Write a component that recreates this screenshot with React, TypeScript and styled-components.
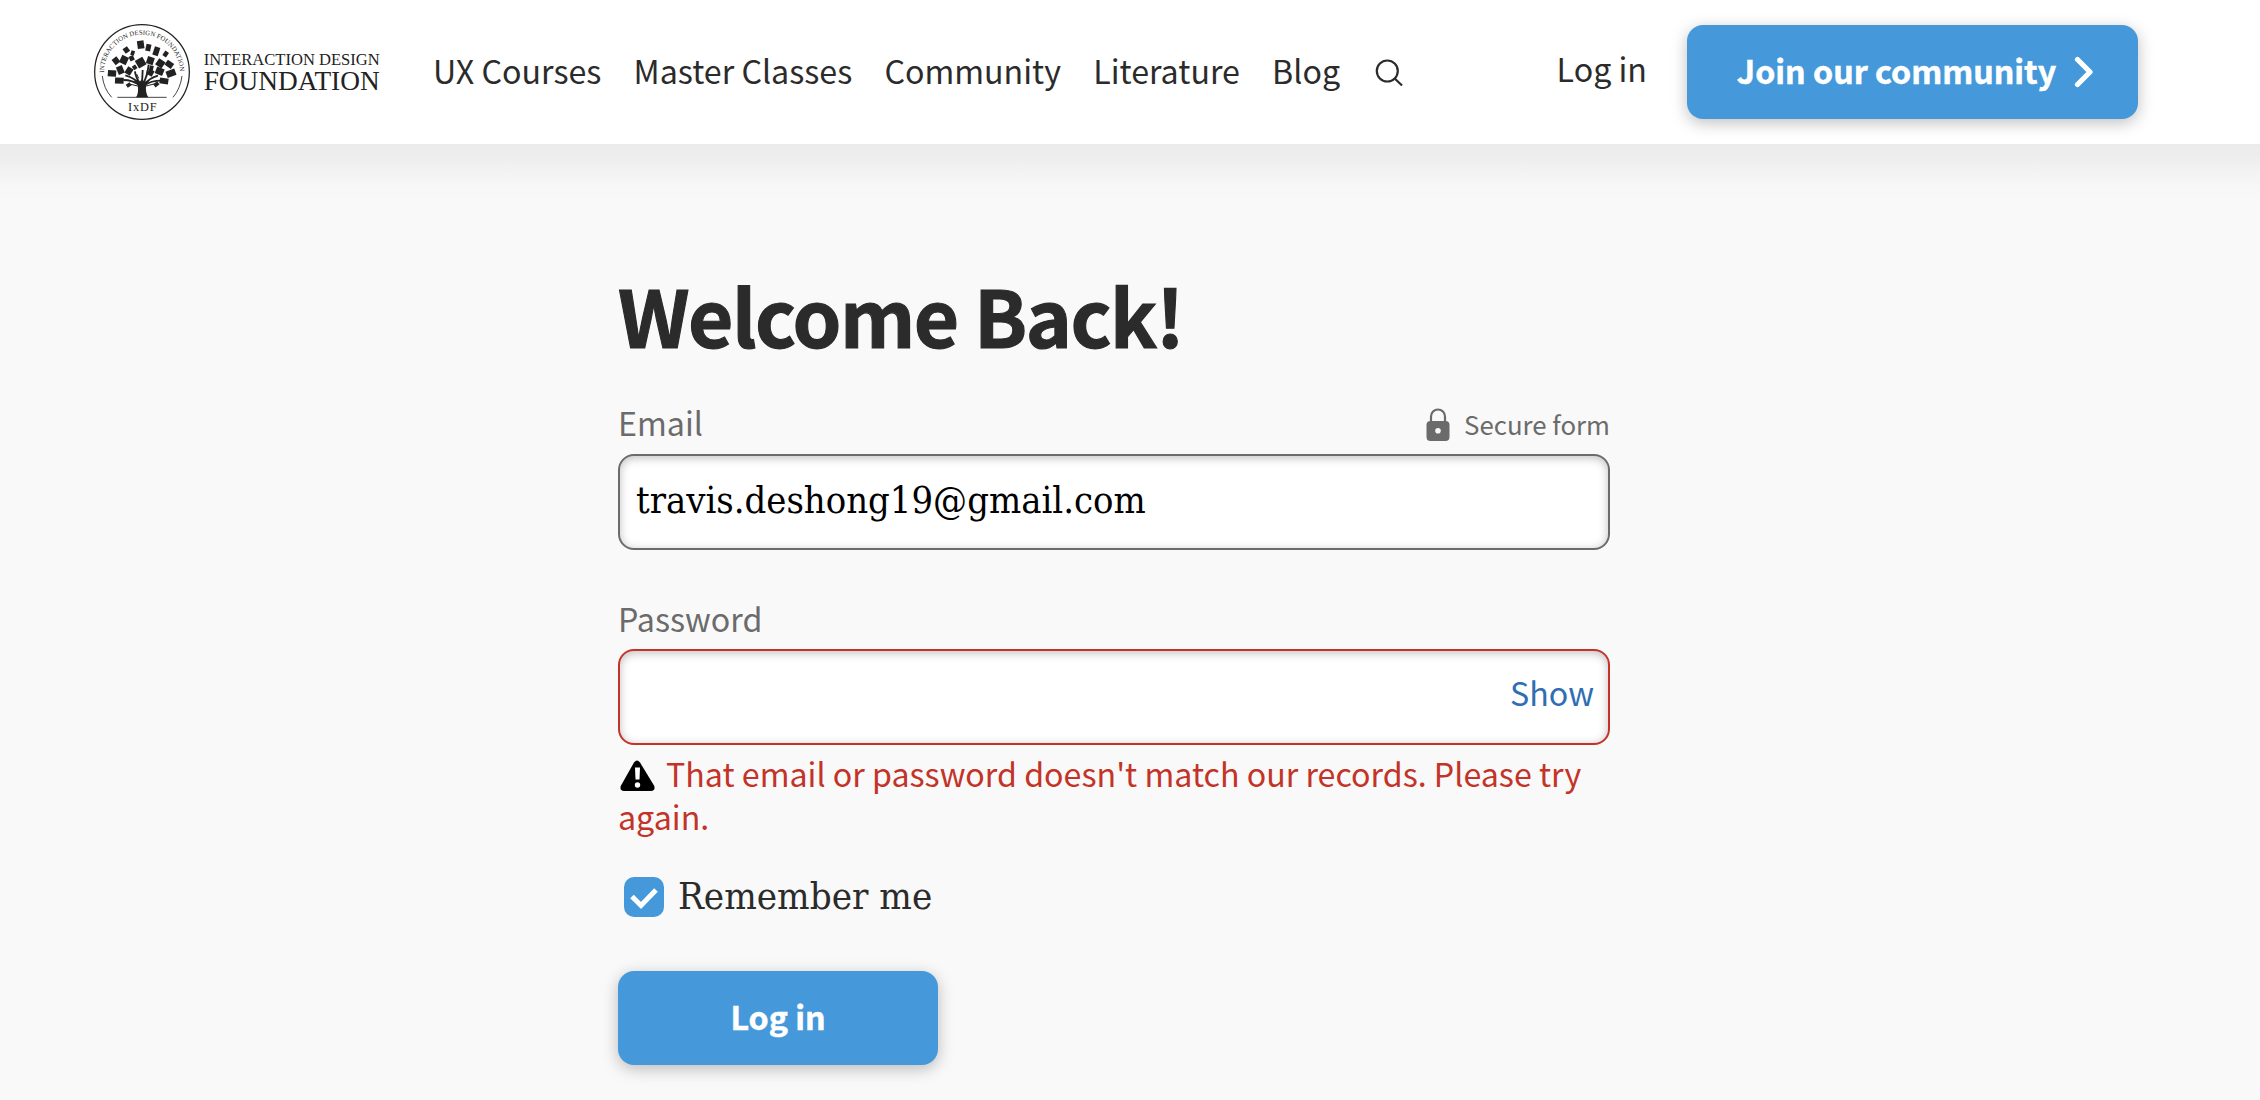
import { useState } from 'react'
import styled, { createGlobalStyle, css } from 'styled-components'

const sans = `'Noto Sans CJK SC', 'Noto Sans', sans-serif`
const serif = `'DejaVu Serif Condensed', 'DejaVu Serif', serif`

const GlobalStyle = createGlobalStyle`
  * {
    box-sizing: border-box;
  }

  body {
    margin: 0;
    min-height: 1100px;
    background: #f9f9f9;
    color: #2b2b2b;
    font-family: ${sans};
    font-size: 32.2px;
  }
`

const Header = styled.header`
  display: flex;
  align-items: center;
  height: 144px;
  padding: 0 122px 0 93px;
  background: #fff;
`

const Main = styled.main`
  padding: 124px 0 0 618px;
  background: linear-gradient(#ebebeb, #eeeeee 14px, #f5f5f5 34px, #f9f9f9 56px);
`

const Logo = styled.svg`
  display: block;
  width: 288px;
  height: 98px;
  flex: none;
  overflow: visible;
`

const Nav = styled.nav`
  display: flex;
  align-items: center;
  gap: 32.2px;
  margin-left: 52px;
  padding-bottom: 4px;
`

const NavLink = styled.a`
  color: inherit;
  line-height: 48px;
  white-space: nowrap;
`

const LoginLink = styled(NavLink)`
  margin-left: auto;
  margin-right: 40px;
  padding-bottom: 8px;
`

const SearchIcon = styled.svg`
  width: 28px;
  height: 28px;
  margin: 5px 0 0 3px;
`

const button = css`
  display: flex;
  align-items: center;
  justify-content: center;
  height: 94px;
  padding: 0 0 5px;
  border: 0;
  border-radius: 16px;
  background: #4599da;
  box-shadow: 0 4px 16px rgba(0, 0, 0, 0.25);
  color: #fff;
  font-family: ${sans};
  font-size: 32.2px;
  font-weight: 700;
  -webkit-text-stroke: 0.5px #fff;
`

const JoinButton = styled.button`
  ${button}
  width: 451px;
  padding-left: 6px;
  gap: 18px;
`

const SubmitButton = styled.button`
  ${button}
  width: 320px;
  margin-top: 54px;
`

const Chevron = styled.svg`
  width: 20px;
  height: 32px;
  margin-top: 4px;
`

const Form = styled.form`
  display: flex;
  flex-direction: column;
  width: 992px;
`

const Title = styled.h1`
  margin: 0;
  font-size: 78.2px;
  font-weight: 700;
  line-height: 92px;
  letter-spacing: -1.5px;
  -webkit-text-stroke: 1.1px #2b2b2b;
`

const LabelRow = styled.div`
  display: flex;
  align-items: center;
  justify-content: space-between;
  height: 44px;
  color: #6b6b6b;
`

const EmailRow = styled(LabelRow)`
  margin-top: 40px;
  margin-bottom: 1px;
`

const PasswordRow = styled(LabelRow)`
  margin-top: 46px;
`

const Label = styled.label`
  line-height: 44px;
`

const Secure = styled.span`
  display: flex;
  align-items: center;
  gap: 14px;
  padding-top: 2px;
  font-size: 25.8px;
`

const LockIcon = styled.svg`
  width: 24px;
  height: 34px;
  margin-top: 4px;
`

const Field = styled.div<{ $invalid?: boolean }>`
  display: flex;
  align-items: center;
  height: 96px;
  margin-top: 9px;
  padding: 0 14px 0 16px;
  border: 2px solid ${({ $invalid }) => ($invalid ? '#c33327' : '#6b6b6b')};
  border-radius: 16px;
  background: #fff;
  box-shadow: inset 0 2px 10px rgba(0, 0, 0, 0.25);
`

const Input = styled.input`
  flex: 1;
  min-width: 0;
  padding: 0 0 4px;
  border: 0;
  outline: 0;
  background: transparent;
  color: #000;
  font-family: ${serif};
  font-size: 37.8px;
`

const ShowButton = styled.button`
  padding: 0 0 10px;
  border: 0;
  background: none;
  color: #2f6eb3;
  font-family: ${sans};
  font-size: 32.2px;
`

const ErrorText = styled.p`
  margin: 7px 0 0;
  color: #c33327;
  line-height: 43px;
`

const WarningIcon = styled.svg`
  width: 36px;
  height: 32px;
  margin: 0 11px 0 1px;
  vertical-align: -5px;
`

const Remember = styled.label`
  display: flex;
  align-items: center;
  gap: 14px;
  height: 40px;
  margin: 39px 0 0 6px;
  font-family: ${serif};
  font-size: 38.2px;
`

const RememberText = styled.span`
  padding-bottom: 3px;
`

const Checkbox = styled.svg`
  width: 40px;
  height: 40px;
`

const links = ['UX Courses', 'Master Classes', 'Community', 'Literature', 'Blog']

// Leaves of the tree: centre x, centre y, width, height, rotation
const leaves = [
  [182, 104, 20, 24, -8],
  [205, 113, 15, 21, 12],
  [229, 124, 17, 26, 18],
  [257, 132, 13, 16, 35],
  [139, 120, 16, 17, -35],
  [158, 129, 11, 14, 18],
  [108, 152, 18, 20, -38],
  [132, 150, 22, 24, 25],
  [155, 145, 14, 15, -25],
  [182, 158, 26, 26, -30],
  [211, 152, 21, 22, 18],
  [241, 160, 23, 22, 35],
  [268, 163, 23, 18, 35],
  [96, 190, 25, 19, 4],
  [121, 180, 19, 24, -22],
  [147, 183, 19, 22, 32],
  [164, 172, 12, 13, -35],
  [214, 174, 12, 15, 12],
  [212, 188, 17, 18, 28],
  [239, 184, 24, 21, 22],
  [273, 190, 28, 20, -20],
  [118, 212, 26, 18, 2],
  [252, 213, 26, 18, 8],
  [146, 225, 14, 11, -35],
  [229, 223, 15, 12, -38],
]

function BrandLogo() {
  return (
    <Logo viewBox="39 39 864 294" fill="#222">
      <circle cx="186" cy="186" r="142" fill="none" stroke="#222" strokeWidth="3.8" />
      <path id="ring" d="M72 188A114 114 0 0 1 300 188" fill="none" />
      <text fontFamily="Liberation Serif, serif" fontSize="20">
        <textPath href="#ring" textLength="354">
          INTERACTION DESIGN FOUNDATION
        </textPath>
      </text>
      <path
        d="M67 198Q71 236 95 262M306 198Q301 236 279 262M112 262H260"
        fill="none"
        stroke="#222"
        strokeWidth="2.5"
      />
      {leaves.map(([x, y, w, h, r], index) => (
        <rect
          key={index}
          x={x - w / 2}
          y={y - h / 2}
          width={w}
          height={h}
          transform={`rotate(${r} ${x} ${y})`}
        />
      ))}
      <path d="M168 262Q177 250 173 224L160 211L178 216L186 208L194 216L210 210L198 226Q196 250 205 262Z" />
      <path
        d="M184 226Q165 204 136 196M181 222Q166 200 165 184M186 222L188 180M188 224Q202 200 206 164M190 226Q208 204 234 197M180 226Q158 210 130 210M194 226Q212 212 244 212"
        fill="none"
        stroke="#222"
        strokeWidth="5.5"
      />
      <path
        d="M178 229L152 223M194 229L222 222M176 205L170 192M200 200L202 180"
        fill="none"
        stroke="#222"
        strokeWidth="3"
      />
      <g fontFamily="Liberation Serif, serif">
        <text x="144" y="303" fontSize="37" textLength="86">
          IxDF
        </text>
        <text x="371" y="164" fontSize="51" textLength="528" lengthAdjust="spacingAndGlyphs">
          INTERACTION DESIGN
        </text>
        <text x="371" y="240" fontSize="83" textLength="528" lengthAdjust="spacingAndGlyphs">
          FOUNDATION
        </text>
      </g>
    </Logo>
  )
}

export default function App() {
  const [email, setEmail] = useState('travis.deshong19@gmail.com')
  const [password, setPassword] = useState('')
  const [visible, setVisible] = useState(false)

  return (
    <>
      <GlobalStyle />
      <Header>
        <BrandLogo />
        <Nav>
          {links.map((link) => (
            <NavLink key={link}>{link}</NavLink>
          ))}
          <SearchIcon viewBox="0 0 28 28" fill="none" stroke="#2b2b2b" strokeWidth="2.2">
            <circle cx="12.3" cy="12" r="10.5" />
            <path d="M19.7 19.5L27 26.5" />
          </SearchIcon>
        </Nav>
        <LoginLink>Log in</LoginLink>
        <JoinButton type="button">
          Join our community
          <Chevron viewBox="0 0 20 32" fill="none" stroke="#fff" strokeWidth="5.2">
            <path d="M3.5 3.5L16 16L3.5 28.5" strokeLinecap="round" strokeLinejoin="round" />
          </Chevron>
        </JoinButton>
      </Header>
      <Main>
        <Form onSubmit={(e) => e.preventDefault()}>
          <Title>Welcome Back!</Title>
          <EmailRow>
            <Label htmlFor="email">Email</Label>
            <Secure>
              <LockIcon viewBox="0 0 24 34" fill="#6b6b6b">
                <path d="M5 14V8.500a7 7 0 0 1 14 0V14" fill="none" stroke="#6b6b6b" strokeWidth="2.2" />
                <path
                  fillRule="evenodd"
                  d="M4.500 13h15a4 4 0 0 1 4 4v12a4 4 0 0 1-4 4h-15a4 4 0 0 1-4-4V17a4 4 0 0 1 4-4zM12 20a2.800 2.800 0 1 0 0 5.600a2.800 2.800 0 1 0 0-5.600z"
                />
              </LockIcon>
              Secure form
            </Secure>
          </EmailRow>
          <Field>
            <Input id="email" value={email} onChange={(e) => setEmail(e.target.value)} />
          </Field>
          <PasswordRow>
            <Label htmlFor="password">Password</Label>
          </PasswordRow>
          <Field $invalid>
            <Input
              id="password"
              type={visible ? 'text' : 'password'}
              value={password}
              onChange={(e) => setPassword(e.target.value)}
            />
            <ShowButton type="button" onClick={() => setVisible(!visible)}>
              {visible ? 'Hide' : 'Show'}
            </ShowButton>
          </Field>
          <ErrorText>
            <WarningIcon viewBox="0 0 36 32">
              <path d="M15 2.500q3-4 6 0L35 25.500q2 5-3 5.500H5q-5-.5-3-5.500z" />
              <path d="M16 7.500h5l-.5 12h-4z" fill="#fff" />
              <circle cx="18.500" cy="25" r="2.700" fill="#fff" />
            </WarningIcon>
            That email or password doesn't match our records. Please try again.
          </ErrorText>
          <Remember>
            <Checkbox viewBox="0 0 40 40">
              <rect width="40" height="40" rx="10" fill="#4599da" />
              <path d="M8 19.500L17 28.500L32 13" fill="none" stroke="#fff" strokeWidth="5" />
            </Checkbox>
            <RememberText>Remember me</RememberText>
          </Remember>
          <SubmitButton type="submit">Log in</SubmitButton>
        </Form>
      </Main>
    </>
  )
}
##########
#### Exercise instructions
Write out, word for word, the lines from the start of the data through the one holding "Serif Condensed', 'DejaVu". Omit pictures.

#### Response below
Write a component that recreates this screenshot with React, TypeScript and styled-components.
import { useState } from 'react'
import styled, { createGlobalStyle, css } from 'styled-components'

const sans = `'Noto Sans CJK SC', 'Noto Sans', sans-serif`
const serif = `'DejaVu Serif Condensed', 'DejaVu Serif', serif`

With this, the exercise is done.